TASK DESCRIPTION »
Identify all lines in the data containing the string "this". Copy them out.

(Records from a data source)
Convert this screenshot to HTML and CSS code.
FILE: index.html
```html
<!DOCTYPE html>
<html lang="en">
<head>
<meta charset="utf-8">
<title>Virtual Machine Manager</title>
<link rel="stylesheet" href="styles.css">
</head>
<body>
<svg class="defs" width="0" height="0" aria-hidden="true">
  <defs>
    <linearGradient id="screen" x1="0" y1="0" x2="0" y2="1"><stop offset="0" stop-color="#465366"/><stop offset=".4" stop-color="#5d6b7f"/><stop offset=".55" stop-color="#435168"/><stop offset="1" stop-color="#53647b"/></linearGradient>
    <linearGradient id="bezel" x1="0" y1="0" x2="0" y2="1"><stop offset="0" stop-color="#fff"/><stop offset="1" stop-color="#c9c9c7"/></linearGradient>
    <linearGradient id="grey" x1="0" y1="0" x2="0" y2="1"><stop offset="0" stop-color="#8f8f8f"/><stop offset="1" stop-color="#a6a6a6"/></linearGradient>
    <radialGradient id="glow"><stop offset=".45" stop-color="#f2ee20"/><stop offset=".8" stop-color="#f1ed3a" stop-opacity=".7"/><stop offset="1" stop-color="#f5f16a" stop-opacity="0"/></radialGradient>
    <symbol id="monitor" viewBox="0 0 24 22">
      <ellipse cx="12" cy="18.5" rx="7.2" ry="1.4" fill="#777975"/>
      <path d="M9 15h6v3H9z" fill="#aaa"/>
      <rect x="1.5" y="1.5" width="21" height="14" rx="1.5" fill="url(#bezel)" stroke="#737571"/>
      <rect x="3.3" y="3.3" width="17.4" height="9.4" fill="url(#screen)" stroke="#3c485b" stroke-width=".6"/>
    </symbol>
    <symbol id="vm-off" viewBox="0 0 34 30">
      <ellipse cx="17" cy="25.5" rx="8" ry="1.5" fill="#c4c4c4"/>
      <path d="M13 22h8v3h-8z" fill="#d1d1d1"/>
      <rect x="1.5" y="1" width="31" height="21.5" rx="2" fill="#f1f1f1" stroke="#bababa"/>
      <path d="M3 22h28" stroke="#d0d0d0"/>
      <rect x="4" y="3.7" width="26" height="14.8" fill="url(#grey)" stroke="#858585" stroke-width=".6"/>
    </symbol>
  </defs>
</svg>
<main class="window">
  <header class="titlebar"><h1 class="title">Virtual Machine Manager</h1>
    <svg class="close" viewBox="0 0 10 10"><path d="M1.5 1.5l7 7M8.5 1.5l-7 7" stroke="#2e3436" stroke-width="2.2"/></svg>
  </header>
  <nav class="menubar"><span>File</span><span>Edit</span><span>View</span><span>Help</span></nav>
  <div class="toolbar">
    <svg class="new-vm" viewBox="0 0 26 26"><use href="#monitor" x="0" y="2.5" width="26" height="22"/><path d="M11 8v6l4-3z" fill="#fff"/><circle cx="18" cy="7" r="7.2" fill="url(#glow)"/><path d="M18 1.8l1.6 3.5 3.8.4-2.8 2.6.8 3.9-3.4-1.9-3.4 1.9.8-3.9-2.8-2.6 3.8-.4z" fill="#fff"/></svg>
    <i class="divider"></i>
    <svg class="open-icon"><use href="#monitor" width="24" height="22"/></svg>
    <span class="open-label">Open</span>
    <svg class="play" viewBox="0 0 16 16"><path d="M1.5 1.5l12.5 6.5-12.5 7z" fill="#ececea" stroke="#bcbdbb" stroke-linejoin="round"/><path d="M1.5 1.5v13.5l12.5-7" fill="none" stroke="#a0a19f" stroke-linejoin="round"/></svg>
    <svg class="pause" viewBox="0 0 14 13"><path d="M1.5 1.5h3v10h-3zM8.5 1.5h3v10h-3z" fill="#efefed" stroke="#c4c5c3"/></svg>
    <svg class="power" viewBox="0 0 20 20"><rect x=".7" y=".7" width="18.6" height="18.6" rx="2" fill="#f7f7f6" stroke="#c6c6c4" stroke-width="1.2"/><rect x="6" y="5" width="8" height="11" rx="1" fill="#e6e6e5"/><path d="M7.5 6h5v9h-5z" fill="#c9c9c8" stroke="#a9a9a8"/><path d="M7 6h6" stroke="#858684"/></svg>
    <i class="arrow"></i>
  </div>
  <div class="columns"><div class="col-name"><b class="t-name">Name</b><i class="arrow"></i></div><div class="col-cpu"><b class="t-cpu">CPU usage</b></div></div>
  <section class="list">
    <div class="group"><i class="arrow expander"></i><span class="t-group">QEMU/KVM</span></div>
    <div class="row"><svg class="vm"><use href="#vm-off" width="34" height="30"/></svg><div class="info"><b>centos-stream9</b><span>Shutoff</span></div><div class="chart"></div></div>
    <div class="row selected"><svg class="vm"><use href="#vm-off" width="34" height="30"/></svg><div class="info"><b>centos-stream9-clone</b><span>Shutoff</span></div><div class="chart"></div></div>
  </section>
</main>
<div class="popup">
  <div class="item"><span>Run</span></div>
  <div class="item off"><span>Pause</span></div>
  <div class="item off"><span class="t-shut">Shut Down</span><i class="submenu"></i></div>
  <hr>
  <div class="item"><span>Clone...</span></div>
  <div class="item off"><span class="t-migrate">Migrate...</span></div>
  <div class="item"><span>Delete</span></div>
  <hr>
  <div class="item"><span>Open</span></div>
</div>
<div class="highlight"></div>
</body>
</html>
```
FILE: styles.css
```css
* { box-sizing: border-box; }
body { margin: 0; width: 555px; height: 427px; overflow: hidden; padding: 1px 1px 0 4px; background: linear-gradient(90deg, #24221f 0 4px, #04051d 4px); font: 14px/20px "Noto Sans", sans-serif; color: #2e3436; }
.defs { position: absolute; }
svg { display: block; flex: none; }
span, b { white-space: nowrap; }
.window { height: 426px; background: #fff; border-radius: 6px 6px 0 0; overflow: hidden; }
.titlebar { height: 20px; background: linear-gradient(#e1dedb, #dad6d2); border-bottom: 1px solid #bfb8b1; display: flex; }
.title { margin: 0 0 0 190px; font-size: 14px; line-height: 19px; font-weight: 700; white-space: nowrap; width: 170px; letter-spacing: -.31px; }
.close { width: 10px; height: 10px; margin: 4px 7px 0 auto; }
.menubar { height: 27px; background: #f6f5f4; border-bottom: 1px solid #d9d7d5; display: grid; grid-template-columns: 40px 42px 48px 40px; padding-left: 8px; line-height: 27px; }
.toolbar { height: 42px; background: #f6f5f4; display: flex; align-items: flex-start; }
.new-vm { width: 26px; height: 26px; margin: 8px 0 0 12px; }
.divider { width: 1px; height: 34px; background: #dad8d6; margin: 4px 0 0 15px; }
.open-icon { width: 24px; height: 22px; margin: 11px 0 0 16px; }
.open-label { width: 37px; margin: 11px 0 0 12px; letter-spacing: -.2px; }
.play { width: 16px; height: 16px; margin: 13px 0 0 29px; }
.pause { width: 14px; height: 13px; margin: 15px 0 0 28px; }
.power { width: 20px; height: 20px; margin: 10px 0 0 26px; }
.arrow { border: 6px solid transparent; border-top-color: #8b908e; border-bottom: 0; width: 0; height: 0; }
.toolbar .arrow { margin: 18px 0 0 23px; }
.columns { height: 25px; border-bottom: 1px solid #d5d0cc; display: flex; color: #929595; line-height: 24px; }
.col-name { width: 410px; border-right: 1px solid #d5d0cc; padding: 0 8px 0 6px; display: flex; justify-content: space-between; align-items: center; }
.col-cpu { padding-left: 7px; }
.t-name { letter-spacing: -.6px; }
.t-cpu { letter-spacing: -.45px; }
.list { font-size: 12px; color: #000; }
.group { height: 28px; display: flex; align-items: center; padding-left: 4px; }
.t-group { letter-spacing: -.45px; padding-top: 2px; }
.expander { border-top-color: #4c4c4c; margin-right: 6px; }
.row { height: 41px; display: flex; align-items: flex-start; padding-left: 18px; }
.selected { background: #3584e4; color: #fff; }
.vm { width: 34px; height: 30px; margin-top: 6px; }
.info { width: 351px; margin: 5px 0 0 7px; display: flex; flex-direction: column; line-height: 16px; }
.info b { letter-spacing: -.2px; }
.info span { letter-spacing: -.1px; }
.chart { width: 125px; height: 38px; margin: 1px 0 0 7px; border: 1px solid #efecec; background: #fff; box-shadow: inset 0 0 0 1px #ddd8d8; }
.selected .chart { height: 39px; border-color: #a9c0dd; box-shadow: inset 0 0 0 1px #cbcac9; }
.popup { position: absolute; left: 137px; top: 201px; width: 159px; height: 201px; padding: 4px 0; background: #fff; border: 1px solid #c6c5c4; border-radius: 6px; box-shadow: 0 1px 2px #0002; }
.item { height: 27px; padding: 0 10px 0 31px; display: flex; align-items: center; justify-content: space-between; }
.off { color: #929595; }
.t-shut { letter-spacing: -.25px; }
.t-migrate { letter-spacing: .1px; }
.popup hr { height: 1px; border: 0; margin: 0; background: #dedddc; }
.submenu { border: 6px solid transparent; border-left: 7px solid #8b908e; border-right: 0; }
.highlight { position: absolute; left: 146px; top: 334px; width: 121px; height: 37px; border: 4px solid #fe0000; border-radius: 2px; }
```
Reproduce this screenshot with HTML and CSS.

SOLUTION »
Convert this screenshot to HTML and CSS code.
Reproduce this screenshot with HTML and CSS.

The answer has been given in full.